Berlin Film Review: ‘Genesis’
A surfeit of visual style, however impressive, works against the narrative energy in Hungarian drama “Genesis,” the sophomore feature from Magyar Roma writer-director árpád Bogdán (“A Happy New Life”). Comprised of three over-stretched, tenuously connected tales about racially motivated violence in contemporary Hungary, the film also suffers from feeling slightly past its sell-by date, since the real-life events that inspired it, the 2008-’09 attacks against the Roma community, have been covered in other films such as Bence Fliegauf’s 2012 Berlinale competition prizewinner “Just the Wind.” But for festival audiences without such context for comparison, the condemnation of entrenched racism will still pack a punch.
Chapter one focuses on Ricsi (Milán Csordás), a Roma boy who lives in an isolated village among his extended family. Surrounded by forests, fields, bonfires, and barking dogs, it’s a location that barely looks as if it belongs to the 20th century, much less the 21st. In an open square, men hack apart freshly slaughtered animals and share the pickings. In contrast, the school where Ricsi travels by bus seems to exist in a different time zone altogether. There, the children learn English by repeating “My mother is a doctor, my father is a policeman.” The irony is overwhelming as Ricsi’s father has just been sentenced to two years in prison for the paltry crime of stealing wood.
The central event connecting the stories is the firebombing of Ricsi’s house and the slaughter of his relatives, an incident the boy barely survives. It’s a crime foretold through whispers and glimpses of newspaper articles about murders in other Roma villages, but in Bogdán’s editing structure, the investigative aftermath is a bit long in coming. Instead, the second (and most interesting) chapter focuses on Virág (Enik? Anna Illési), an energetic, hearing-impaired high school girl with a talent for archery and the courage of her convictions.
Virág has more than the usual teen turmoil going on her life. Her parents are separated and it’s implied that she has been abused by her father. Moreover, she’s just discovered that she’s pregnant by her older boyfriend Misi (Tamás Ravasz), a former special forces serviceman now in charge of a hellacious dog kennel, where the vicious canines are dying of a mysterious illness. But Misi doesn’t seem to be great father material — he’s somehow involved with the Roma murders.

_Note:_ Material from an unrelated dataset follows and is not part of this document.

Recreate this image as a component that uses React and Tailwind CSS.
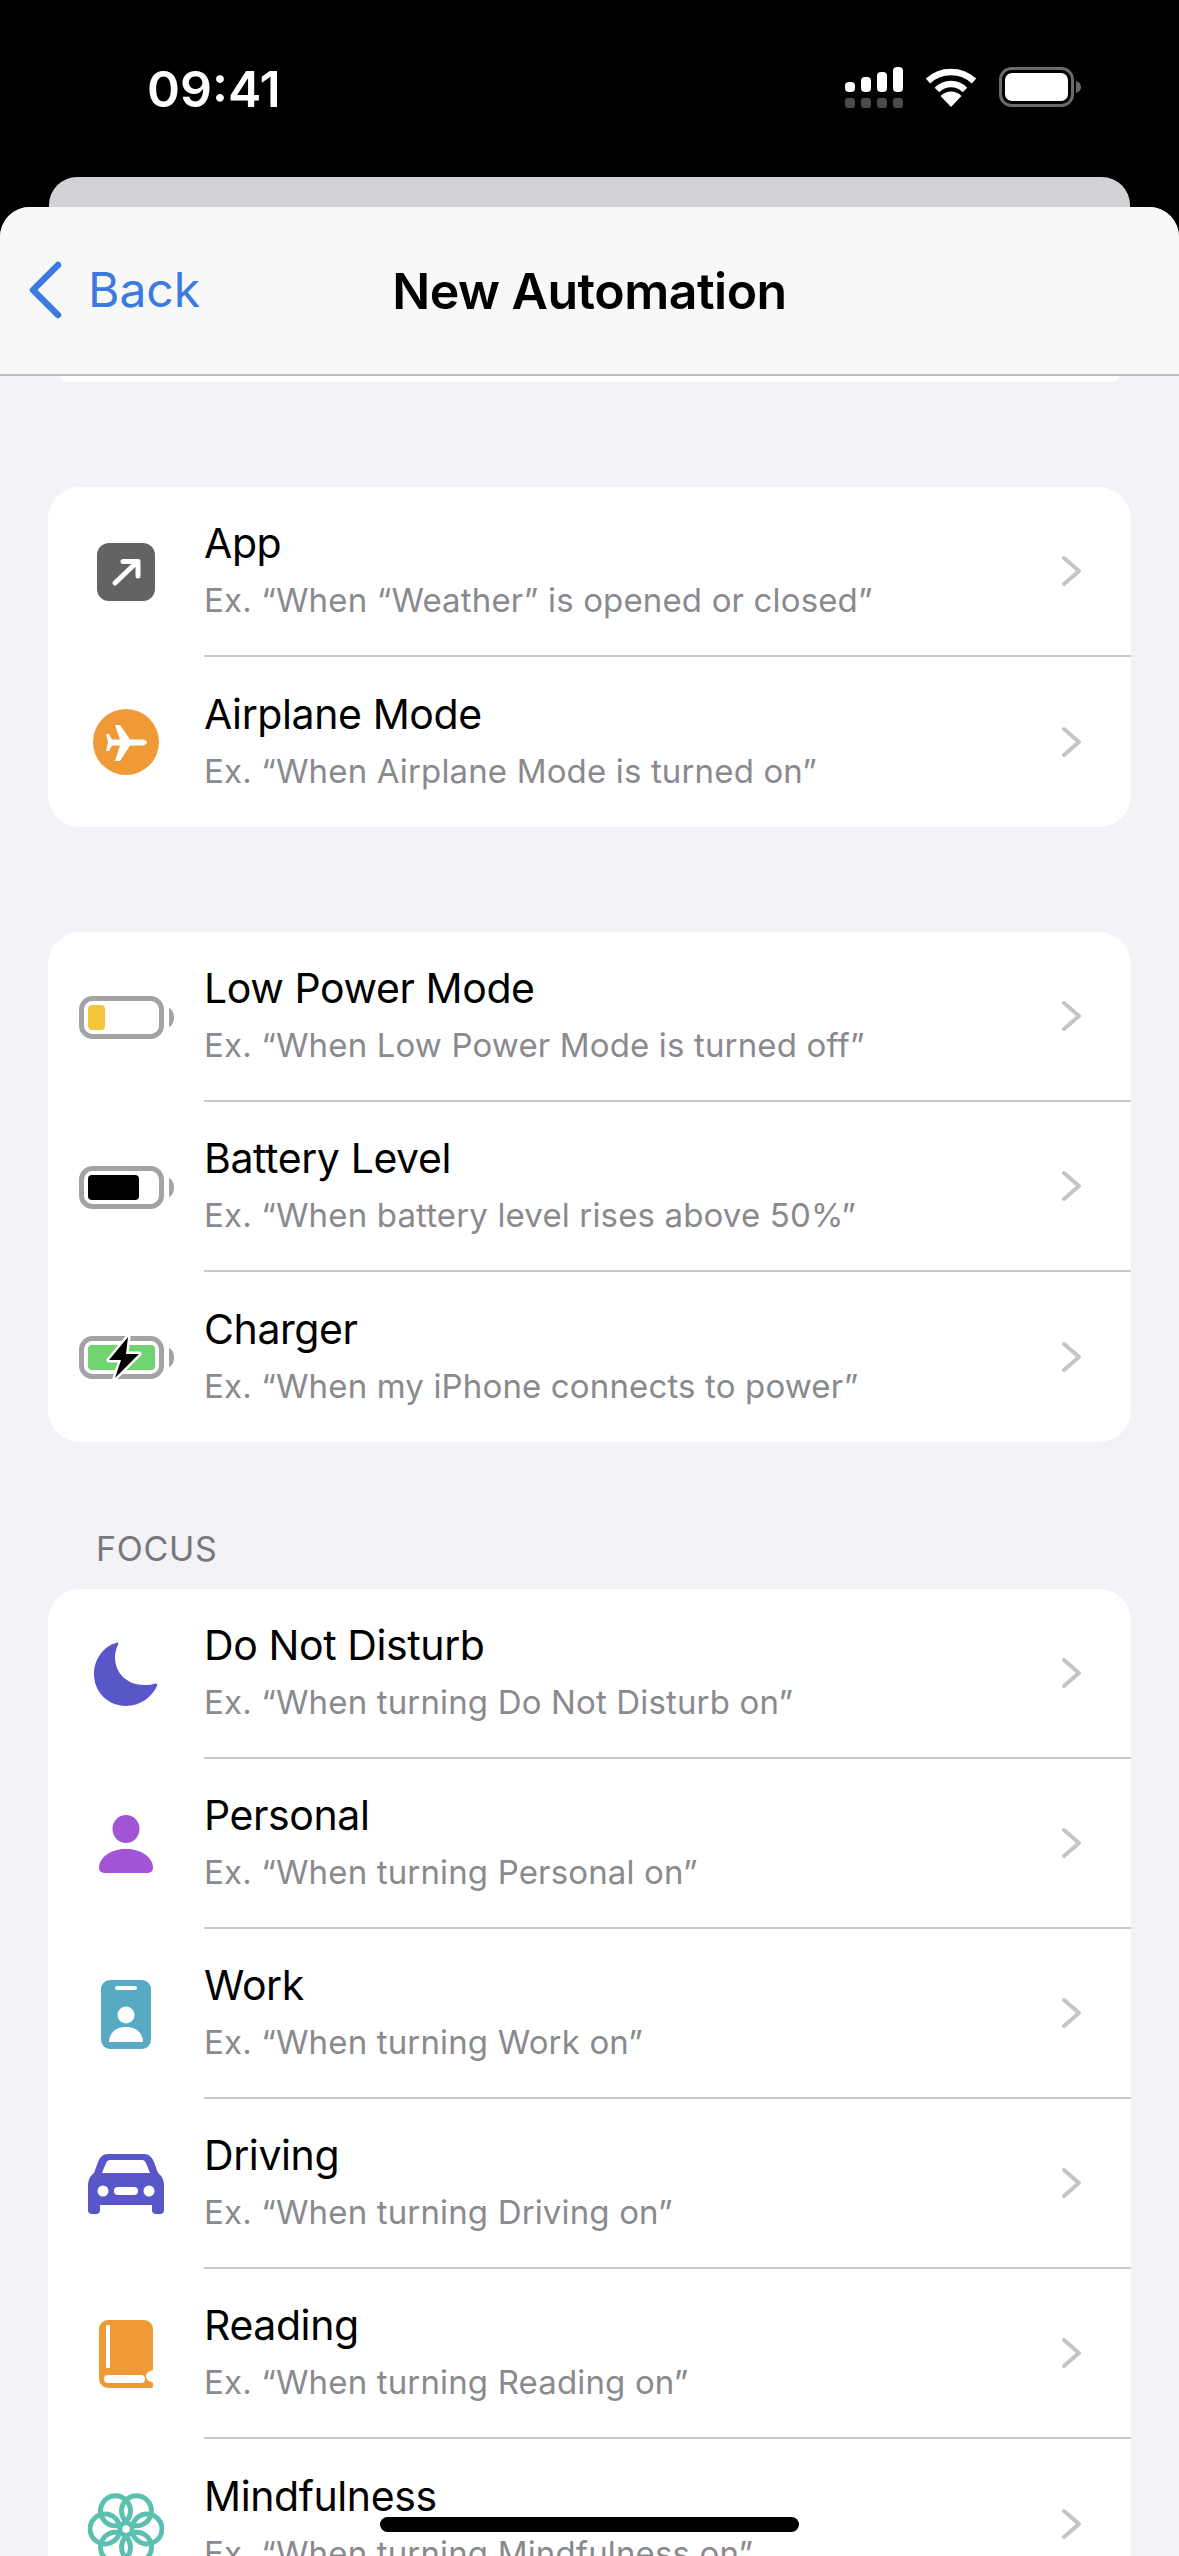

In the Virág chapter, Bogdán most compellingly explores visual concepts to do with genesis and rebirth. In contrast to the deadly fires of the Ricsi tale, Virág is frequently surrounded by calming, womb-like water, whether in the swimming pool or the bathtub. And although the dogs are dying, there is also a new litter.
The final (and most heavy-handed) chapter centers on Hanna (former fashion model Anna Marie Cseh), an important attorney persuaded to take on Misi’s defense. Too frequently repeated scenes of Hanna pounding away on a treadmill make it glaringly obvious that all is not well with her. By the time her past tragedy is revealed, it gives short shrift to the resolution of the court case. And Hanna’s plan for the future plays as much too abrupt.
Family, its absence, and its re-formation lie at the heart of all the chapters. Bogdán, also a theater director known for his work with disadvantaged youth, grew up in a children’s home without a nuclear family and clearly puts a lot of personal material into his screenplay. The stories that the older kids tell Ricsci about a huntsman who kills and eats dogs and a monster in the woods lend tension to the first chapter and gives it the primal quality of a fairy tale.
Csordás and Illési, the non-professional actors playing Ricsi and Virág, do a fine job, but the camera loves Illési, and it’s her story that stands out whether it was meant to or not. Though ultimately overwhelming, the film’s technical aspects benefit from Tamás Dobos’s elemental, widescreen lensing, composer Mihály Víg’s mournful score, and the masterful sound design by Gábor Császár.